> **Problem description**
Scan the lines below for "this"; report the number of lines that contain it, and only that.

> **Provided entries**
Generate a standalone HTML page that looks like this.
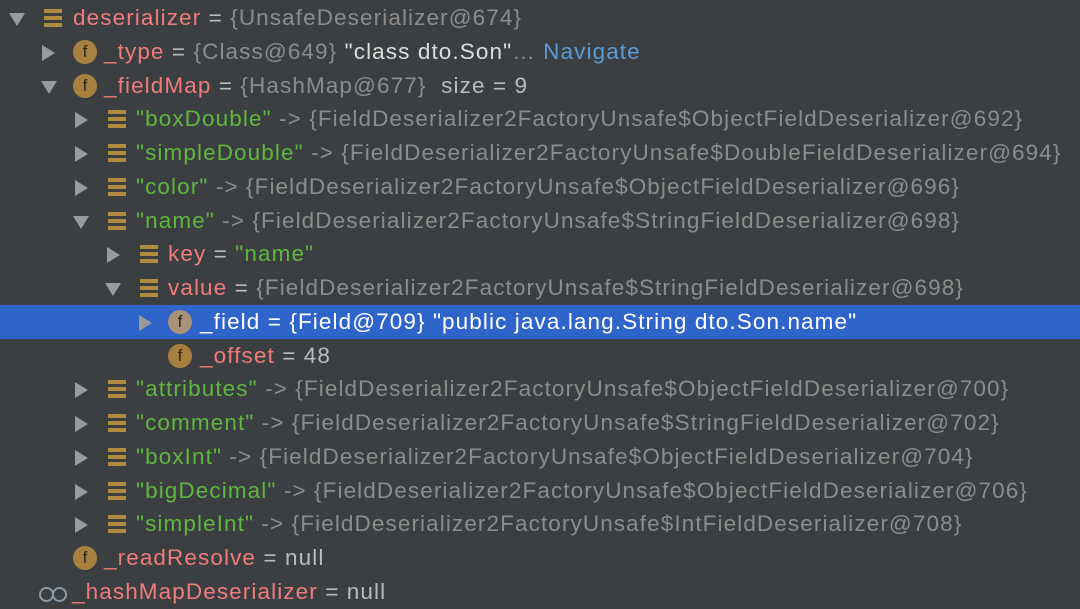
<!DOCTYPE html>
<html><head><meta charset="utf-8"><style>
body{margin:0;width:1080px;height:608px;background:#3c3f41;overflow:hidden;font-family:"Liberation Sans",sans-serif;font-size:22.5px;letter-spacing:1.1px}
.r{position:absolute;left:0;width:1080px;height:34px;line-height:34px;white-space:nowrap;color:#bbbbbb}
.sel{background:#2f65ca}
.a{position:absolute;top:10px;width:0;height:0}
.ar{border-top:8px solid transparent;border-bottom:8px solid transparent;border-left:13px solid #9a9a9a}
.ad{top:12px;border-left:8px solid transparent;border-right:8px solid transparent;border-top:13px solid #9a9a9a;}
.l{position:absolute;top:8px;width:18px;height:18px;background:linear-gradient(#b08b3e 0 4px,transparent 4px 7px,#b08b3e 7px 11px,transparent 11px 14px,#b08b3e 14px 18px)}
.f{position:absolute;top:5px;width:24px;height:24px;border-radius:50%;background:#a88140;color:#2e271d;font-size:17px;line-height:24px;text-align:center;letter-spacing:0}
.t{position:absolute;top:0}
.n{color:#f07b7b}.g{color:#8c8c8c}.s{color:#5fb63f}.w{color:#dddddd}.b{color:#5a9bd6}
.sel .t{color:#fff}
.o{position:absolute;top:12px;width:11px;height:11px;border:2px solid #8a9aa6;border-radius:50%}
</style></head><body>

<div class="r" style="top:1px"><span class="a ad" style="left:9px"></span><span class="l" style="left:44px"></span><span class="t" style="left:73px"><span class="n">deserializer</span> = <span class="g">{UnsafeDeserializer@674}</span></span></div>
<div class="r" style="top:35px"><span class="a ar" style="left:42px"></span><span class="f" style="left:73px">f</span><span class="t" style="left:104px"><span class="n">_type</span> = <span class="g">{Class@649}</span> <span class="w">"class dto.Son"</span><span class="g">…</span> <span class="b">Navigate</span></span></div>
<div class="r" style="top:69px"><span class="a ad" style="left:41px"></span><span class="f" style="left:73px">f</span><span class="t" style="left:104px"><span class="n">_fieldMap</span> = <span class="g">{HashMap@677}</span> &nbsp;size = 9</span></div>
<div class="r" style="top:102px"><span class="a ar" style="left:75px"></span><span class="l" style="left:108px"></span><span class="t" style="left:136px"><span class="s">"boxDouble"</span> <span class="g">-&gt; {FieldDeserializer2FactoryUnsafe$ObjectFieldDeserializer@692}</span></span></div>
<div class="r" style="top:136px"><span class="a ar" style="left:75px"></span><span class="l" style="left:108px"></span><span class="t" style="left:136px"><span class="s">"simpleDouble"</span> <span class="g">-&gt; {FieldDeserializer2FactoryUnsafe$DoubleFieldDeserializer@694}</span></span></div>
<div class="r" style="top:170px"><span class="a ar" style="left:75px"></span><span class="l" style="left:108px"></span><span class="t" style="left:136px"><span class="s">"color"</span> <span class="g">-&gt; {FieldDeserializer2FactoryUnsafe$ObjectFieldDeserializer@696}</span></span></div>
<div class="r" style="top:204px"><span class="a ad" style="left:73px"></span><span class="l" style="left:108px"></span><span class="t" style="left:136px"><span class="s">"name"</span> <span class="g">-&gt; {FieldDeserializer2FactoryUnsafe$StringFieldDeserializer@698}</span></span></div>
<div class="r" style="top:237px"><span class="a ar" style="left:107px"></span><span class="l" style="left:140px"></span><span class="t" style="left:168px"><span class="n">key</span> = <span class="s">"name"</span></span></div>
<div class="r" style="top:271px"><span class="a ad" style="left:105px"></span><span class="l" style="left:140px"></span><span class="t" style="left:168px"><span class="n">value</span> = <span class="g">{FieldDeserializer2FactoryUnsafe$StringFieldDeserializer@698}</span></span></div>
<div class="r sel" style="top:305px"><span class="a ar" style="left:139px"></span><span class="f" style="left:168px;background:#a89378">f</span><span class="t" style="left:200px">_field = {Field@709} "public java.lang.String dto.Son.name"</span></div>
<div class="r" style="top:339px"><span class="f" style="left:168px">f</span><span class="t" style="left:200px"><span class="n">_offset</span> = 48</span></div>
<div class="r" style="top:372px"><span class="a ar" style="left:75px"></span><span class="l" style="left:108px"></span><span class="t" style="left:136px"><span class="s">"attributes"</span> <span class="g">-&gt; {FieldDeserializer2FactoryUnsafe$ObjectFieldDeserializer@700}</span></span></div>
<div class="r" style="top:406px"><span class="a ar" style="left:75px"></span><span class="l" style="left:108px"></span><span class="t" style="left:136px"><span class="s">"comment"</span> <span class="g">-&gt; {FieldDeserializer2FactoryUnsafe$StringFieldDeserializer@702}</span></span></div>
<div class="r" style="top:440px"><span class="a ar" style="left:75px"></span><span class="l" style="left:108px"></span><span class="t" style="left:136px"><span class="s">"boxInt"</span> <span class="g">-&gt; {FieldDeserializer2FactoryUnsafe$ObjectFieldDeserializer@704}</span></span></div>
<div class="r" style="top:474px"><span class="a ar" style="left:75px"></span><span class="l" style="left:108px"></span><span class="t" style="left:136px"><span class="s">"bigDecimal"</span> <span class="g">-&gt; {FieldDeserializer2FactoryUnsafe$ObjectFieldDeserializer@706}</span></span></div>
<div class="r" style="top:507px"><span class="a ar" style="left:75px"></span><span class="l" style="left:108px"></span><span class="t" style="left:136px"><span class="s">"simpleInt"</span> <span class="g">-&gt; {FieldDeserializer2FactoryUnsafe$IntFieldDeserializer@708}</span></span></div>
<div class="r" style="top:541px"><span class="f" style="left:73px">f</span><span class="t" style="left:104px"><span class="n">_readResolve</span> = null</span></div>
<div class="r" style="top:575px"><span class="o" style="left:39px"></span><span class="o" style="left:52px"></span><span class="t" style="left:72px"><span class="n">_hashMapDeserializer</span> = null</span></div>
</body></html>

* * *

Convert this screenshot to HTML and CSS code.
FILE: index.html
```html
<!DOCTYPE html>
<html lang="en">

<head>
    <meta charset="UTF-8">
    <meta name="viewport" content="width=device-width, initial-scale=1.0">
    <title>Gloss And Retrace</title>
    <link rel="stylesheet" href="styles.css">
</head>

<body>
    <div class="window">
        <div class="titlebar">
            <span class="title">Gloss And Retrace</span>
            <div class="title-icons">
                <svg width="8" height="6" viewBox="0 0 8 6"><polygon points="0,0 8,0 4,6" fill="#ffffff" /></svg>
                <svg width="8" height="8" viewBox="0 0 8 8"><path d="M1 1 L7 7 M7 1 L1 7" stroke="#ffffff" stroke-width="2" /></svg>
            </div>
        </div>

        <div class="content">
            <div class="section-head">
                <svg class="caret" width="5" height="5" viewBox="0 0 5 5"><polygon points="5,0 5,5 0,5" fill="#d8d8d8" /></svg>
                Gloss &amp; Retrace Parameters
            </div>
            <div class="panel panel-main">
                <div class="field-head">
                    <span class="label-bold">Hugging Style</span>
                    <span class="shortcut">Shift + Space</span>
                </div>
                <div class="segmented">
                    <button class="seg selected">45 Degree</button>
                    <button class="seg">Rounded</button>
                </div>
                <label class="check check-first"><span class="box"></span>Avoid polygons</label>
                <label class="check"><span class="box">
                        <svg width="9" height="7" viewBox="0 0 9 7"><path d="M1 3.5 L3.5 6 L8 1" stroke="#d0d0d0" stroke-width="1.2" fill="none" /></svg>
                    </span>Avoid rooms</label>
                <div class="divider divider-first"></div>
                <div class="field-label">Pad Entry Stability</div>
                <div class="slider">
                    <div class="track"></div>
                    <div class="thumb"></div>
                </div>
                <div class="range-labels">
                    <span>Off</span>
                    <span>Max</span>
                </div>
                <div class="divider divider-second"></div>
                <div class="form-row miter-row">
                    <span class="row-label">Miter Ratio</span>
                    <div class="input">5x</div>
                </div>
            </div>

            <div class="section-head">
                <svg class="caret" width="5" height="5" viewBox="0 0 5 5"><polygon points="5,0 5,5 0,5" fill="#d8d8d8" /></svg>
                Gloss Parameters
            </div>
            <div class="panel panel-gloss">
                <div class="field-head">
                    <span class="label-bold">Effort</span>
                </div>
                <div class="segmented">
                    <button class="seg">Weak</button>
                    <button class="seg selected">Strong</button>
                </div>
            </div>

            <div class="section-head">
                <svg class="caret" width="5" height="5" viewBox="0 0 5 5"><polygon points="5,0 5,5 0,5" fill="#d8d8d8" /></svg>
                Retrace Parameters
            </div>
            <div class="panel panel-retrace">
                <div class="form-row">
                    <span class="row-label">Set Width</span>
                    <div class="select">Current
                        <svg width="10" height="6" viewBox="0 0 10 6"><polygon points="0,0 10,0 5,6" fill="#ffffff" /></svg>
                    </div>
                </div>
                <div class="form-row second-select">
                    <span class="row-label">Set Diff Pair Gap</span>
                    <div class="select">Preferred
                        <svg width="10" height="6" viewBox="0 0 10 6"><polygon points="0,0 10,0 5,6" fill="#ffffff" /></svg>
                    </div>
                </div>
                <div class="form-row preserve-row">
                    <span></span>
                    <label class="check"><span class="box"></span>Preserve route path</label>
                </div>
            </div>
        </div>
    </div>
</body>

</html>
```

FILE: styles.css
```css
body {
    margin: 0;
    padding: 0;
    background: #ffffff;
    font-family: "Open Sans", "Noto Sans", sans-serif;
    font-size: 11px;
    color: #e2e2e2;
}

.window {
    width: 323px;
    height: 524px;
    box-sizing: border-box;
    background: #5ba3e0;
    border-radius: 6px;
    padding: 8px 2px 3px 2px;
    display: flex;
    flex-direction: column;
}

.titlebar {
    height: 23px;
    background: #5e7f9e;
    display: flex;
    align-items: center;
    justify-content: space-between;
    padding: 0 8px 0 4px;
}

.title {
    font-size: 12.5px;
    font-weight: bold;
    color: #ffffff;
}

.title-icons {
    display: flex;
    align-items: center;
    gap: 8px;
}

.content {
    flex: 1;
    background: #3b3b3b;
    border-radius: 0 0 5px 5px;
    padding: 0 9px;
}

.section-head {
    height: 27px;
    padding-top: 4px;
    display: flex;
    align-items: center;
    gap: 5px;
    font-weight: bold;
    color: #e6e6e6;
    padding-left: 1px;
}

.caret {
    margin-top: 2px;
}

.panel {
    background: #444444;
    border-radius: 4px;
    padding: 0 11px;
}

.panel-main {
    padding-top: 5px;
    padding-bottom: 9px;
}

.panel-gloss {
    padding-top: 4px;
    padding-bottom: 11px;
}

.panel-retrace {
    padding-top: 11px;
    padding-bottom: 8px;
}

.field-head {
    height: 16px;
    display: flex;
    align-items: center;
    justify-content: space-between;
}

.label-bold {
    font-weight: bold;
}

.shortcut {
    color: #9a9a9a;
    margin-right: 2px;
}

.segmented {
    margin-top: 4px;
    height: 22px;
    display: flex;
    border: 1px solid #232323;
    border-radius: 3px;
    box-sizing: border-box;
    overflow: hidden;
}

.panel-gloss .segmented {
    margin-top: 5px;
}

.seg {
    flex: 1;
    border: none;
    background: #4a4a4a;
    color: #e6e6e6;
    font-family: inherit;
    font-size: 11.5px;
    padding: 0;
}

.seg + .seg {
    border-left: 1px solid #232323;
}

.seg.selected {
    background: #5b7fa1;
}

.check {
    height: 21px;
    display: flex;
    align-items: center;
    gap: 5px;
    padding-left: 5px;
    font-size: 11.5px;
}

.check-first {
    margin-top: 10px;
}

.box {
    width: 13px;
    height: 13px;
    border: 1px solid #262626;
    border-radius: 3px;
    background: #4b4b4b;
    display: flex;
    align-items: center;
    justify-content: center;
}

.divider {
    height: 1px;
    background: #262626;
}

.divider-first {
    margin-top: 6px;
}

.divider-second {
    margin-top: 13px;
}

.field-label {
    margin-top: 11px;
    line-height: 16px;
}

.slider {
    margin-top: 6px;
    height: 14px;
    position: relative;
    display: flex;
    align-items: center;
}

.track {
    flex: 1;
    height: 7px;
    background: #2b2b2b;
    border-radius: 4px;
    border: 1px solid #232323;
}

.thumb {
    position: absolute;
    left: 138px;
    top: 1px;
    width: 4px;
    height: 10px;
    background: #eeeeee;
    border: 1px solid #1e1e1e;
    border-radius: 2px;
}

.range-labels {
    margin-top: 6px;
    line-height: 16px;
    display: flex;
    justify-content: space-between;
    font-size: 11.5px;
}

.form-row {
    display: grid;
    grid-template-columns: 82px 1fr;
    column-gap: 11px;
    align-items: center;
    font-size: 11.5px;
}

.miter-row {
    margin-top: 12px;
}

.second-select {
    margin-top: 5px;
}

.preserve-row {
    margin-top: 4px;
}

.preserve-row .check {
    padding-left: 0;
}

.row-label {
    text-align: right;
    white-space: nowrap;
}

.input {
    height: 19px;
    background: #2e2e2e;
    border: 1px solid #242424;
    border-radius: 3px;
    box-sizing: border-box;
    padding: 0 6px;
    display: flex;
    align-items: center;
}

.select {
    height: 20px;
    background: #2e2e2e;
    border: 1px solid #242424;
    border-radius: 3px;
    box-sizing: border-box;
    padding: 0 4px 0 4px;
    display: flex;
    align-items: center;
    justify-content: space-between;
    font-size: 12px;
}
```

> **Output**
2